**Data excerpt:**
-*-

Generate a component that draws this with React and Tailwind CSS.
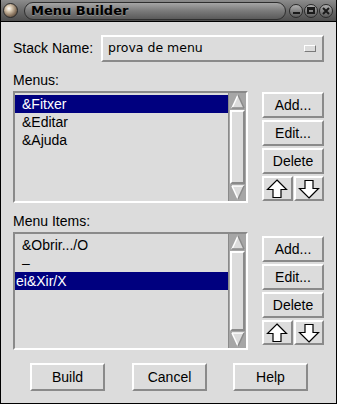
import React from "react";

const raised =
  "border-2 border-t-white border-l-white border-r-[#8a8a8a] border-b-[#8a8a8a] bg-[#dcdcdc]";
const sunken =
  "border-2 border-t-[#8a8a8a] border-l-[#8a8a8a] border-r-white border-b-white bg-[#dcdcdc]";

function UpTri() {
  return (
    <svg width="14" height="15" viewBox="0 0 14 15">
      <polygon points="7,1 13,14 1,14" fill="#dcdcdc" />
      <line x1="1" y1="14" x2="7" y2="1" stroke="#ffffff" strokeWidth="1.5" />
      <line x1="7" y1="1" x2="13" y2="14" stroke="#8a8a8a" strokeWidth="1.5" />
      <line x1="1" y1="14" x2="13" y2="14" stroke="#8a8a8a" strokeWidth="1.5" />
    </svg>
  );
}
function DownTri() {
  return (
    <svg width="14" height="15" viewBox="0 0 14 15">
      <polygon points="1,1 13,1 7,14" fill="#dcdcdc" />
      <line x1="1" y1="1" x2="13" y2="1" stroke="#ffffff" strokeWidth="1.5" />
      <line x1="1" y1="1" x2="7" y2="14" stroke="#ffffff" strokeWidth="1.5" />
      <line x1="13" y1="1" x2="7" y2="14" stroke="#8a8a8a" strokeWidth="1.5" />
    </svg>
  );
}

function Scrollbar() {
  return (
    <div className="w-[18px] h-full bg-[#a6a6a6] flex flex-col border-l border-[#8a8a8a]">
      <div className="h-[17px] flex items-center justify-center">
        <UpTri />
      </div>
      <div className={"flex-1 mx-[1px] " + raised}></div>
      <div className="h-[17px] flex items-center justify-center">
        <DownTri />
      </div>
    </div>
  );
}

function BigArrow({ down }) {
  return (
    <svg width="22" height="20" viewBox="0 0 22 20">
      <path
        d={
          down
            ? "M11 19 L20.5 9.5 L15 9.5 L15 1.5 L7 1.5 L7 9.5 L1.5 9.5 Z"
            : "M11 1 L20.5 10.5 L15 10.5 L15 18.5 L7 18.5 L7 10.5 L1.5 10.5 Z"
        }
        fill="#ffffff"
        stroke="#000000"
        strokeWidth="1.2"
        strokeLinejoin="miter"
      />
    </svg>
  );
}

function SideButtons({ top }) {
  return (
    <div className={"flex flex-col w-[62px] gap-[2px] " + top}>
      {["Add...", "Edit...", "Delete"].map((t) => (
        <div
          key={t}
          className={"h-[26px] flex items-center justify-center text-[14px] text-black " + raised}
        >
          {t}
        </div>
      ))}
      <div className="flex gap-[1px] h-[25px]">
        <div className={"flex-1 flex items-center justify-center " + raised}>
          <BigArrow />
        </div>
        <div className={"flex-1 flex items-center justify-center " + raised}>
          <BigArrow down />
        </div>
      </div>
    </div>
  );
}

function ListBox({ items, selected, h, pls }) {
  return (
    <div className={"w-[235px] flex " + h + " " + sunken}>
      <div className="flex-1 pt-[2px]">
        {items.map((t, i) => (
          <div
            key={i}
            className={
              "h-[18px] leading-[18px] text-[14px] " +
              (pls && pls[i] ? pls[i] : "pl-[7px] ") +
              (i === selected ? " bg-[#00007f] text-white" : " text-black")
            }
          >
            {t}
          </div>
        ))}
      </div>
      <Scrollbar />
    </div>
  );
}

export default function App() {
  return (
    <div
      className="w-[337px] h-[404px] bg-[#dcdcdc] border-x border-b border-black flex flex-col"
      style={{ fontFamily: '"Liberation Sans", Arial, sans-serif' }}
    >
      {/* Title bar */}
      <div className="h-[22px] flex items-center px-[2px] bg-linear-to-b from-[#8c8c8c] via-[#6a6a6a] to-[#4e4e4e] border-b border-black">
        <div className="w-[15px] h-[15px] rounded-full border border-[#2a2a2a] bg-[radial-gradient(circle_at_38%_35%,#ffffff_0%,#d8c8b0_25%,#8a7560_60%,#2e261c_100%)]"></div>
        <div className="ml-[6px] w-[262px] h-[18px] rounded-full border border-[#2e2e2e] bg-linear-to-b from-[#a6a6a6] via-[#7a7a7a] to-[#5a5a5a] flex items-center pl-[6px]">
          <span
            className="text-[13px] font-bold text-black leading-none [text-shadow:0_1px_0_rgba(255,255,255,0.25)]"
            style={{ fontFamily: '"DejaVu Sans", sans-serif' }}
          >
            Menu Builder
          </span>
        </div>
        <div className="ml-auto flex gap-[1px] pr-[1px]">
          {["min", "max", "close"].map((k) => (
            <div
              key={k}
              className="w-[14px] h-[14px] rounded-full border border-[#2a2a2a] bg-linear-to-b from-[#b0b0b0] to-[#5a5a5a] flex items-center justify-center"
            >
              {k === "min" && <div className="w-[7px] h-[2px] bg-[#1a1a1a] mt-[5px]"></div>}
              {k === "max" && <div className="w-[8px] h-[7px] border-2 border-[#1a1a1a] border-t-[3px]"></div>}
              {k === "close" && (
                <svg width="8" height="8" viewBox="0 0 8 8">
                  <path d="M1 1 L7 7 M7 1 L1 7" stroke="#1a1a1a" strokeWidth="2" />
                </svg>
              )}
            </div>
          ))}
        </div>
      </div>

      {/* Body */}
      <div className="flex flex-col px-[12px]">
        <div className="mt-[13px] flex items-center h-[27px]">
          <div className="w-[88px] text-[14px] text-black">Stack Name:</div>
          <div className={"flex-1 h-[27px] flex items-center pl-[5px] pr-[5px] " + raised}>
            <span
              className="text-[12.5px] text-black flex-1"
              style={{ fontFamily: '"DejaVu Sans", sans-serif' }}
            >
              prova de menu
            </span>
            <div className="w-[12px] h-[7px] border border-t-white border-l-white border-r-[#7a7a7a] border-b-[#7a7a7a] bg-[#dcdcdc] mr-[1px]"></div>
          </div>
        </div>

        <div className="mt-[10px] h-[17px] leading-[17px] text-[14px] text-black">Menus:</div>
        <div className="mt-[2px] flex gap-[14px]">
          <ListBox items={["&Fitxer", "&Editar", "&Ajuda"]} selected={0} h="h-[112px]" />
          <SideButtons top="mt-[1px]" />
        </div>

        <div className="mt-[10px] h-[17px] leading-[17px] text-[14px] text-black">Menu Items:</div>
        <div className="mt-[2px] flex gap-[14px]">
          <ListBox
            items={["&Obrir.../O", "–", "ei&Xir/X"]}
            selected={2}
            h="h-[118px]"
            pls={[null, null, "pl-[1px] "]}
          />
          <SideButtons top="mt-[4px]" />
        </div>

        <div className="mt-[13px] flex pl-[17px] gap-[27px]">
          {["Build", "Cancel", "Help"].map((t, i) => (
            <div
              key={t}
              className={
                "w-[75px] h-[28px] flex items-center justify-center text-[14px] text-black " +
                raised +
                (i === 2 ? " -ml-[1px]" : "")
              }
            >
              {t}
            </div>
          ))}
        </div>
      </div>
    </div>
  );
}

-*-

Pictures stay out. Repeat only the lines from the beginning of the data through the line that has "border-t-[#8a8a8a] border-l-[#8a8a8a] border-r-white".

Generate a component that draws this with React and Tailwind CSS.
import React from "react";

const raised =
  "border-2 border-t-white border-l-white border-r-[#8a8a8a] border-b-[#8a8a8a] bg-[#dcdcdc]";
const sunken =
  "border-2 border-t-[#8a8a8a] border-l-[#8a8a8a] border-r-white border-b-white bg-[#dcdcdc]";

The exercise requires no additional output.